Supplied data:
· · · ·

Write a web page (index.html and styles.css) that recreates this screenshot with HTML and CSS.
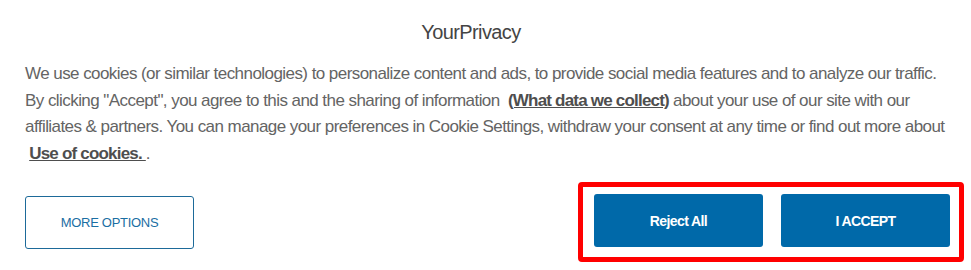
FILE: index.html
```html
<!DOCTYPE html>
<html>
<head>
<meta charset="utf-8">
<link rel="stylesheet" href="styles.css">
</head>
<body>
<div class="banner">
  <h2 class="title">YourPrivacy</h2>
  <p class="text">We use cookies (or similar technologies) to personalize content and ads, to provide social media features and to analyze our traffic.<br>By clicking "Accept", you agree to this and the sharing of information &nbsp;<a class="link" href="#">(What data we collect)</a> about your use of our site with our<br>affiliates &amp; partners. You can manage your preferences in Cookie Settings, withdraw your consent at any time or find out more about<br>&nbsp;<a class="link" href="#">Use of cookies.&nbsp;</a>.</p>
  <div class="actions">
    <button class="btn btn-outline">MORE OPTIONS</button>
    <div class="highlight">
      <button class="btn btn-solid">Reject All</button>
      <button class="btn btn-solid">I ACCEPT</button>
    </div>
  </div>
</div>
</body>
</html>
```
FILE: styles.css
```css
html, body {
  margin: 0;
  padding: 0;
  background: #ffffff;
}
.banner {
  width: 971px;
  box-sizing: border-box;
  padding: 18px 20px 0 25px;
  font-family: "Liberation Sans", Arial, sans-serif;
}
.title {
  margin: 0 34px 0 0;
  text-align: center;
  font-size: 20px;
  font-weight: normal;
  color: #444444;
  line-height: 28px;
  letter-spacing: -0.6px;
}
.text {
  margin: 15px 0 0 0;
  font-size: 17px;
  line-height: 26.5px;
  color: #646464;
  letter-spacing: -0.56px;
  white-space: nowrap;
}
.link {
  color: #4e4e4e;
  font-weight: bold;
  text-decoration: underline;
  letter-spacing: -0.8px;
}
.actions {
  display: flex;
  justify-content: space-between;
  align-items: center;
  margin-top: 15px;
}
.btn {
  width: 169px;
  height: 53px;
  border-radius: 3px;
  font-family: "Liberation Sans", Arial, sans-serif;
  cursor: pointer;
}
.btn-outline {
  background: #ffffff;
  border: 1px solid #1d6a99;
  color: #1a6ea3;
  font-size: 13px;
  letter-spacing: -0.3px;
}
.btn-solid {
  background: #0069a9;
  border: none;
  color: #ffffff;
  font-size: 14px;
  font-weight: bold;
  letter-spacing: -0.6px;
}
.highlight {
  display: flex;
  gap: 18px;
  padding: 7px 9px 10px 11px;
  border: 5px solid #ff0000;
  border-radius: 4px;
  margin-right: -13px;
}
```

· · · ·

Exercise prompt: Of the lines above, copy each that contains "styles".

Result:
Write a web page (index.html and styles.css) that recreates this screenshot with HTML and CSS.
<link rel="stylesheet" href="styles.css">
FILE: styles.css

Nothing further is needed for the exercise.